August 10, 2009
How Dropbox saved my command line

I live in the command line across many Unix-like platforms and networks. I have two Mac laptops, two Linux workstations, shell logins scattered across the multiverse, and even a couple Windows VMs to boot. I’ve tried versioning my shell configuration files, but that requires me to check in/check out my changes across all environments. This turned out to be less than ideal. More manual effort, more hassle.
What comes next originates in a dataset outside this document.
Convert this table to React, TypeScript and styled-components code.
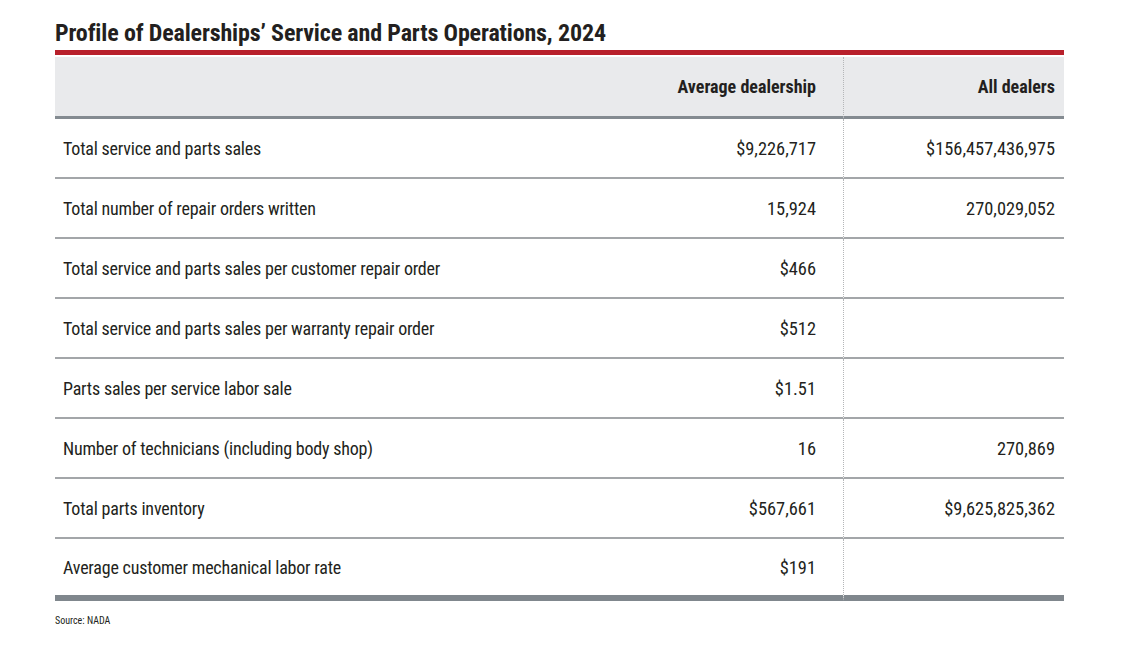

Enter Dropbox that syncs the files across multiple machines seamlessly and even gives you a bit of revision history. I concocted a system on top of Dropbox that allows me to have global, per OS, and per machine shell configs. For example, here are all the Bash config files I keep in sync via Dropbox (machine names changed to protect the innocent):

$ ls ~/Dropbox/shell/bash
bashbootstrap  bashrc
bashrc-Darwin  bashrc-Darwin-laptopname  bashrc-Darwin-mininame
bashrc-Linux  bashrc-Linux-machineone  bashrc-Linux-machinetwo

Let’s ignore the bashbootstrap file for the moment. You will notice that we have a globally-applied config file, bashrc, two OS specific config files, bashrc-Linux, bashrc-Darwin, and several machine specific ones. (By the way, Darwin is the name of OS X’s BSD-like kernel.)

What ties it all together is the bashbootstrap file. It loads each applicable config file in order of increasing specificity, this allows per OS and per machine overrides to have higher precedence. Additionally, we silently skip missing config files; you need not create empty config files for each of your machines to keep the script happy.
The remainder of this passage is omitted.